Analysts’ Q2 Earnings Estimates
Philip Morris delivered mixed results for Q1 2023. Adjusted EPS declined 13% year-over-year to $1.38 but exceeded estimates. The Marlboro maker’s revenue grew 3.5% to $8 billion but lagged the Street’s expectations. PM lowered the full-year outlook, citing supply chain issues and higher tobacco leaf prices, energy, and labor costs.
The company guided for Q2 adjusted EPS in the range of $1.42 to $1.47, driven by high single-digit organic top-line growth. Meanwhile, analysts expect the company’s Q2 adjusted EPS to increase to $1.50 from $1.48 ($1.32 excluding Russia and Ukraine operations) in the prior-year quarter. Revenue is expected to rise about 12% to $8.76 billion.

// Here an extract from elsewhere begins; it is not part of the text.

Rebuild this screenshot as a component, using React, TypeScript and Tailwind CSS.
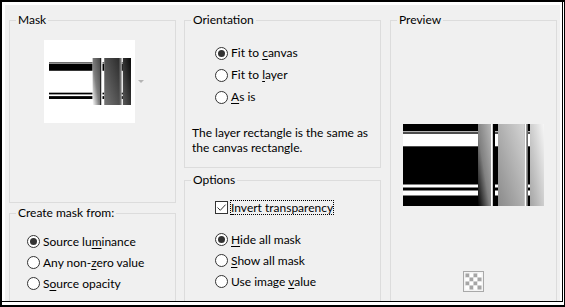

Ahead of the Q1 print, Goldman Sachs analyst Bonnie Herzog reiterated a Buy rating on Philip Morris with a price target of $120, saying PM remains one of her top stock picks.
Herzog sees the possibility of the company beating Q2 estimates and raising its full-year outlook, fueled by the strength of its iQOS (heated tobacco device) offering. That said, the analyst cautioned that currency fluctuations remain a wildcard. The analyst expects earnings visibility to improve as the year progresses, backed by the accelerated rollout of ILUMA (latest generation heated tobacco product), continued innovation, and increased penetration of iQOS.
Technical Indicators Ahead of PM’s Q2 Earnings
Ahead of the Q2 earnings release, technical indicators reveal that PM is a Buy. According to TipRanks’s easy-to-understand technical tool, PM’s 50-Day EMA (exponential moving average) is 95.52, while its price is $98.35, making it a Buy. Further, PM’s shorter duration EMA (20-day) also signals an uptrend.
Is PM a Buy or Sell?
With eight Buys and one Hold rating, Wall Street has a Strong Buy consensus rating on Philip Morris stock. The average price target of $115.25 implies 17.2% upside potential. Shares are down 3% year-to-date. PM offers an attractive dividend yield of 5.1%.
Conclusion
Despite cost-related challenges and forex headwinds, Wall Street’s sentiment on Philip Morris’ Q2 results appears to be positive. The company’s pricing power and momentum in the smoke-free products are expected to favorably impact its performance.